:: Exercise ::
Carry none of the pictures over; set down the material below exactly.

:: Source excerpt ::
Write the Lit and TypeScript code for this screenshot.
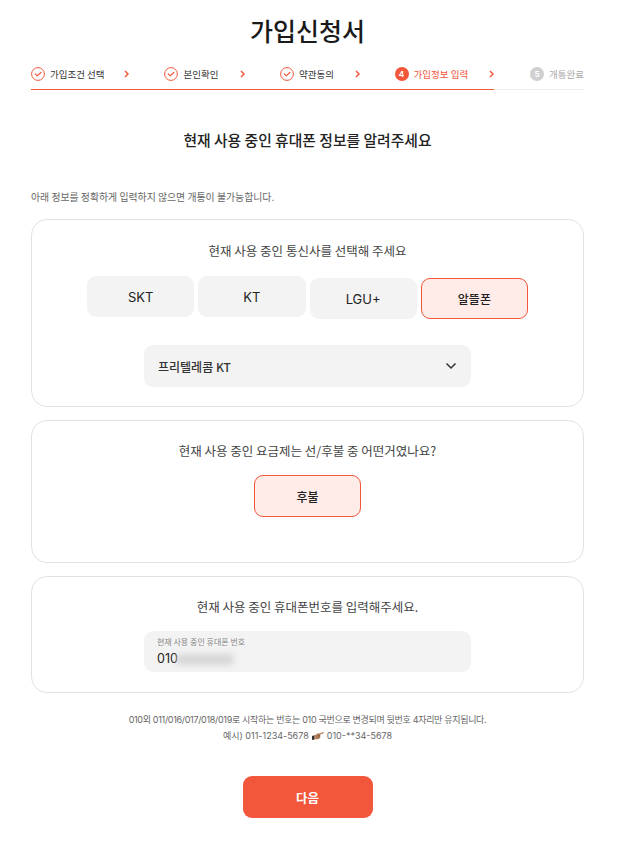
import { LitElement, html, css, svg } from "lit";
import { customElement } from "lit/decorators.js";

const steps = [
  { label: "가입조건 선택", state: "done" },
  { label: "본인확인", state: "done" },
  { label: "약관동의", state: "done" },
  { label: "가입정보 입력", state: "active", n: 4 },
  { label: "개통완료", state: "todo", n: 5 },
];

@customElement("app-root")
export class AppRoot extends LitElement {
  static styles = css`
    :host { display: block; background: #fff; min-height: 860px; font-family: Inter, "Noto Sans CJK KR", sans-serif; color: #222; }
    .page { width: 553px; margin-left: 31px; display: flex; flex-direction: column; }
    h1 { margin: 0; padding-top: 11px; height: 48px; box-sizing: content-box; font-size: 25px; line-height: 38px; font-weight: 500; text-align: center; color: #1a1a1a; font-family: "Noto Sans CJK KR", sans-serif; }
    .steps { display: flex; align-items: center; height: 30px; }
    .step { display: flex; align-items: center; font-size: 9.5px; font-weight: 400; color: #333; white-space: nowrap; font-family: "Noto Sans CJK KR", sans-serif; }
    .step.s0 { width: 134px; } .step.s1 { width: 116px; } .step.s2 { width: 115px; } .step.s3 { width: 135px; }
    .step.active { color: #f2573b; }
    .step.todo { color: #aaa; }
    .step .lab { margin-left: 5px; flex: 1; }
    .step .arrow { margin-right: 35px; flex: none; }
    .ic { width: 14px; height: 14px; flex: none; display: block; }
    .num { width: 14px; height: 14px; border-radius: 50%; flex: none; display: flex; align-items: center; justify-content: center; color: #fff; font-size: 8px; font-weight: 700; background: #f2573b; font-family: Inter, sans-serif; }
    .todo { margin-left: 1px; }
    .todo .num { background: #d0d0d0; }
    .bar { height: 1px; background: #efefef; }
    .bar div { height: 1px; background: #f2573b; width: 463px; }
    h2 { margin: 0; padding-top: 39px; height: 61px; box-sizing: content-box; font-size: 14.8px; line-height: 22px; font-weight: 500; text-align: center; color: #222; font-family: "Noto Sans CJK KR", sans-serif; }
    .notice { margin: 0; font-size: 9.9px; line-height: 14px; color: #666; height: 29px; font-family: "Noto Sans CJK KR", sans-serif; }
    .card { border: 1px solid #e2e2e2; border-radius: 16px; box-sizing: border-box; display: flex; flex-direction: column; align-items: center; background: #fff; margin-bottom: 13px; }
    .c1 { height: 188px; padding-top: 22px; }
    .c2 { height: 143px; padding-top: 21px; }
    .c3 { height: 117px; padding-top: 21px; margin-bottom: 0; }
    .q { font-size: 12.5px; line-height: 18px; color: #444; text-align: center; font-family: "Noto Sans CJK KR", sans-serif; }
    .opts { display: flex; gap: 4px; margin-top: 16px; align-items: flex-start; }
    .opt { width: 107.25px; height: 41px; border-radius: 9px; background: #f3f3f3; display: flex; align-items: center; justify-content: center; font-size: 13px; color: #222; box-sizing: border-box; }
    .opt.low { margin-top: 2px; }
    .opt.sel { background: #ffebe8; border: 1px solid #f2573b; font-family: "Noto Sans CJK KR", sans-serif; font-weight: 500; font-size: 12px; }
    .c2 .opt { margin-top: 15px; height: 42px; width: 107px; }
    .select { width: 327px; height: 42px; margin-top: 26px; border-radius: 9px; background: #f3f3f3; box-sizing: border-box; padding: 0 14px; display: flex; align-items: center; justify-content: space-between; font-size: 12px; font-weight: 500; color: #333; font-family: "Noto Sans CJK KR", sans-serif; }
    .input { width: 327px; height: 41px; margin-top: 15px; border-radius: 9px; background: #f3f3f3; box-sizing: border-box; padding: 4px 13px 0; display: flex; flex-direction: column; }
    .input small { font-size: 8px; line-height: 13px; color: #888; font-family: "Noto Sans CJK KR", sans-serif; }
    .value { font-size: 12.5px; line-height: 18px; margin-top: 2px; color: #222; display: flex; align-items: center; }
    .blur { width: 56px; height: 11px; background: #d6d6d6; filter: blur(3px); margin-left: -1px; }
    .foot { margin: 19px 0 0; text-align: center; font-size: 9px; line-height: 16px; color: #666; display: flex; flex-direction: column; align-items: center; font-family: Inter, "Noto Sans CJK KR", sans-serif; }
    .foot .line { display: flex; align-items: center; gap: 3px; }
    .foot .first { letter-spacing: -0.32px; }
    .next { align-self: center; width: 130px; height: 42px; margin-top: 32px; border-radius: 9px; background: #f2573b; color: #fff; border: 0; font-size: 12.5px; font-weight: 700; display: flex; align-items: center; justify-content: center; font-family: "Noto Sans CJK KR", sans-serif; }
  `;

  check() {
    return svg`<svg class="ic" viewBox="0 0 14 14" fill="none" stroke="#f2573b"><circle cx="7" cy="7" r="6.4" stroke-width="1"/><path d="M4.2 6.9 6.2 8.9 9.9 5.500" stroke-width="1.2" stroke-linecap="round" stroke-linejoin="round"/></svg>`;
  }
  arrow(c: string) {
    return svg`<svg class="arrow" width="5" height="8" viewBox="0 0 5 8" fill="none" stroke="${c}" stroke-width="1.5"><path d="M1 1 4 4 1 7"/></svg>`;
  }

  render() {
    return html`<div class="page">
      <h1>가입신청서</h1>
      <div class="steps">
        ${steps.map((s, i) => html`<div class="step s${i} ${s.state}">
          ${s.state === "done" ? this.check() : html`<span class="num">${s.n}</span>`}
          <span class="lab">${s.label}</span>
          ${i < 4 ? this.arrow("#f2573b") : ""}
        </div>`)}
      </div>
      <div class="bar"><div></div></div>
      <h2>현재 사용 중인 휴대폰 정보를 알려주세요</h2>
      <p class="notice">아래 정보를 정확하게 입력하지 않으면 개통이 불가능합니다.</p>
      <section class="card c1">
        <div class="q">현재 사용 중인 통신사를 선택해 주세요</div>
        <div class="opts">
          <div class="opt">SKT</div>
          <div class="opt">KT</div>
          <div class="opt low">LGU+</div>
          <div class="opt low sel">알뜰폰</div>
        </div>
        <div class="select">프리텔레콤 KT
          <svg width="12" height="8" viewBox="0 0 12 8" fill="none" stroke="#333" stroke-width="1.5"><path d="M1.5 1.5 6 6 10.500 1.500"/></svg>
        </div>
      </section>
      <section class="card c2">
        <div class="q">현재 사용 중인 요금제는 선/후불 중 어떤거였나요?</div>
        <div class="opt sel">후불</div>
      </section>
      <section class="card c3">
        <div class="q">현재 사용 중인 휴대폰번호를 입력해주세요.</div>
        <div class="input">
          <small>현재 사용 중인 휴대폰 번호</small>
          <div class="value">010<span class="blur"></span></div>
        </div>
      </section>
      <div class="foot">
        <div class="line first">010외 011/016/017/018/019로 시작하는 번호는 010 국번으로 변경되며 뒷번호 4자리만 유지됩니다.</div>
        <div class="line">예시) 011-1234-5678
          <svg width="12" height="10" viewBox="0 0 11 9"><path d="M0 4.500 2 4 5 2.200 7 2 10.500 0.800 10.800 2 7.500 3.200 7.500 6 5.800 7.500 2.500 7.500 2 8 0 8Z" fill="#b98562"/><path d="M0 4.500 2 4 2 8 0 8Z" fill="#333"/><path d="M5 4H7.500M4.500 5.500H7.500" stroke="#6b4a35" stroke-width=".6"/></svg>
          010-**34-5678</div>
      </div>
      <button class="next">다음</button>
    </div>`;
  }
}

:: Full response ::
Write the Lit and TypeScript code for this screenshot.
import { LitElement, html, css, svg } from "lit";
import { customElement } from "lit/decorators.js";

const steps = [
  { label: "가입조건 선택", state: "done" },
  { label: "본인확인", state: "done" },
  { label: "약관동의", state: "done" },
  { label: "가입정보 입력", state: "active", n: 4 },
  { label: "개통완료", state: "todo", n: 5 },
];

@customElement("app-root")
export class AppRoot extends LitElement {
  static styles = css`
    :host { display: block; background: #fff; min-height: 860px; font-family: Inter, "Noto Sans CJK KR", sans-serif; color: #222; }
    .page { width: 553px; margin-left: 31px; display: flex; flex-direction: column; }
    h1 { margin: 0; padding-top: 11px; height: 48px; box-sizing: content-box; font-size: 25px; line-height: 38px; font-weight: 500; text-align: center; color: #1a1a1a; font-family: "Noto Sans CJK KR", sans-serif; }
    .steps { display: flex; align-items: center; height: 30px; }
    .step { display: flex; align-items: center; font-size: 9.5px; font-weight: 400; color: #333; white-space: nowrap; font-family: "Noto Sans CJK KR", sans-serif; }
    .step.s0 { width: 134px; } .step.s1 { width: 116px; } .step.s2 { width: 115px; } .step.s3 { width: 135px; }
    .step.active { color: #f2573b; }
    .step.todo { color: #aaa; }
    .step .lab { margin-left: 5px; flex: 1; }
    .step .arrow { margin-right: 35px; flex: none; }
    .ic { width: 14px; height: 14px; flex: none; display: block; }
    .num { width: 14px; height: 14px; border-radius: 50%; flex: none; display: flex; align-items: center; justify-content: center; color: #fff; font-size: 8px; font-weight: 700; background: #f2573b; font-family: Inter, sans-serif; }
    .todo { margin-left: 1px; }
    .todo .num { background: #d0d0d0; }
    .bar { height: 1px; background: #efefef; }
    .bar div { height: 1px; background: #f2573b; width: 463px; }
    h2 { margin: 0; padding-top: 39px; height: 61px; box-sizing: content-box; font-size: 14.8px; line-height: 22px; font-weight: 500; text-align: center; color: #222; font-family: "Noto Sans CJK KR", sans-serif; }
    .notice { margin: 0; font-size: 9.9px; line-height: 14px; color: #666; height: 29px; font-family: "Noto Sans CJK KR", sans-serif; }
    .card { border: 1px solid #e2e2e2; border-radius: 16px; box-sizing: border-box; display: flex; flex-direction: column; align-items: center; background: #fff; margin-bottom: 13px; }
    .c1 { height: 188px; padding-top: 22px; }
    .c2 { height: 143px; padding-top: 21px; }
    .c3 { height: 117px; padding-top: 21px; margin-bottom: 0; }
    .q { font-size: 12.5px; line-height: 18px; color: #444; text-align: center; font-family: "Noto Sans CJK KR", sans-serif; }
    .opts { display: flex; gap: 4px; margin-top: 16px; align-items: flex-start; }
    .opt { width: 107.25px; height: 41px; border-radius: 9px; background: #f3f3f3; display: flex; align-items: center; justify-content: center; font-size: 13px; color: #222; box-sizing: border-box; }
    .opt.low { margin-top: 2px; }
    .opt.sel { background: #ffebe8; border: 1px solid #f2573b; font-family: "Noto Sans CJK KR", sans-serif; font-weight: 500; font-size: 12px; }
    .c2 .opt { margin-top: 15px; height: 42px; width: 107px; }
    .select { width: 327px; height: 42px; margin-top: 26px; border-radius: 9px; background: #f3f3f3; box-sizing: border-box; padding: 0 14px; display: flex; align-items: center; justify-content: space-between; font-size: 12px; font-weight: 500; color: #333; font-family: "Noto Sans CJK KR", sans-serif; }
    .input { width: 327px; height: 41px; margin-top: 15px; border-radius: 9px; background: #f3f3f3; box-sizing: border-box; padding: 4px 13px 0; display: flex; flex-direction: column; }
    .input small { font-size: 8px; line-height: 13px; color: #888; font-family: "Noto Sans CJK KR", sans-serif; }
    .value { font-size: 12.5px; line-height: 18px; margin-top: 2px; color: #222; display: flex; align-items: center; }
    .blur { width: 56px; height: 11px; background: #d6d6d6; filter: blur(3px); margin-left: -1px; }
    .foot { margin: 19px 0 0; text-align: center; font-size: 9px; line-height: 16px; color: #666; display: flex; flex-direction: column; align-items: center; font-family: Inter, "Noto Sans CJK KR", sans-serif; }
    .foot .line { display: flex; align-items: center; gap: 3px; }
    .foot .first { letter-spacing: -0.32px; }
    .next { align-self: center; width: 130px; height: 42px; margin-top: 32px; border-radius: 9px; background: #f2573b; color: #fff; border: 0; font-size: 12.5px; font-weight: 700; display: flex; align-items: center; justify-content: center; font-family: "Noto Sans CJK KR", sans-serif; }
  `;

  check() {
    return svg`<svg class="ic" viewBox="0 0 14 14" fill="none" stroke="#f2573b"><circle cx="7" cy="7" r="6.4" stroke-width="1"/><path d="M4.2 6.9 6.2 8.9 9.9 5.500" stroke-width="1.2" stroke-linecap="round" stroke-linejoin="round"/></svg>`;
  }
  arrow(c: string) {
    return svg`<svg class="arrow" width="5" height="8" viewBox="0 0 5 8" fill="none" stroke="${c}" stroke-width="1.5"><path d="M1 1 4 4 1 7"/></svg>`;
  }

  render() {
    return html`<div class="page">
      <h1>가입신청서</h1>
      <div class="steps">
        ${steps.map((s, i) => html`<div class="step s${i} ${s.state}">
          ${s.state === "done" ? this.check() : html`<span class="num">${s.n}</span>`}
          <span class="lab">${s.label}</span>
          ${i < 4 ? this.arrow("#f2573b") : ""}
        </div>`)}
      </div>
      <div class="bar"><div></div></div>
      <h2>현재 사용 중인 휴대폰 정보를 알려주세요</h2>
      <p class="notice">아래 정보를 정확하게 입력하지 않으면 개통이 불가능합니다.</p>
      <section class="card c1">
        <div class="q">현재 사용 중인 통신사를 선택해 주세요</div>
        <div class="opts">
          <div class="opt">SKT</div>
          <div class="opt">KT</div>
          <div class="opt low">LGU+</div>
          <div class="opt low sel">알뜰폰</div>
        </div>
        <div class="select">프리텔레콤 KT
          <svg width="12" height="8" viewBox="0 0 12 8" fill="none" stroke="#333" stroke-width="1.5"><path d="M1.5 1.5 6 6 10.500 1.500"/></svg>
        </div>
      </section>
      <section class="card c2">
        <div class="q">현재 사용 중인 요금제는 선/후불 중 어떤거였나요?</div>
        <div class="opt sel">후불</div>
      </section>
      <section class="card c3">
        <div class="q">현재 사용 중인 휴대폰번호를 입력해주세요.</div>
        <div class="input">
          <small>현재 사용 중인 휴대폰 번호</small>
          <div class="value">010<span class="blur"></span></div>
        </div>
      </section>
      <div class="foot">
        <div class="line first">010외 011/016/017/018/019로 시작하는 번호는 010 국번으로 변경되며 뒷번호 4자리만 유지됩니다.</div>
        <div class="line">예시) 011-1234-5678
          <svg width="12" height="10" viewBox="0 0 11 9"><path d="M0 4.500 2 4 5 2.200 7 2 10.500 0.800 10.800 2 7.500 3.200 7.500 6 5.800 7.500 2.500 7.500 2 8 0 8Z" fill="#b98562"/><path d="M0 4.500 2 4 2 8 0 8Z" fill="#333"/><path d="M5 4H7.500M4.500 5.500H7.500" stroke="#6b4a35" stroke-width=".6"/></svg>
          010-**34-5678</div>
      </div>
      <button class="next">다음</button>
    </div>`;
  }
}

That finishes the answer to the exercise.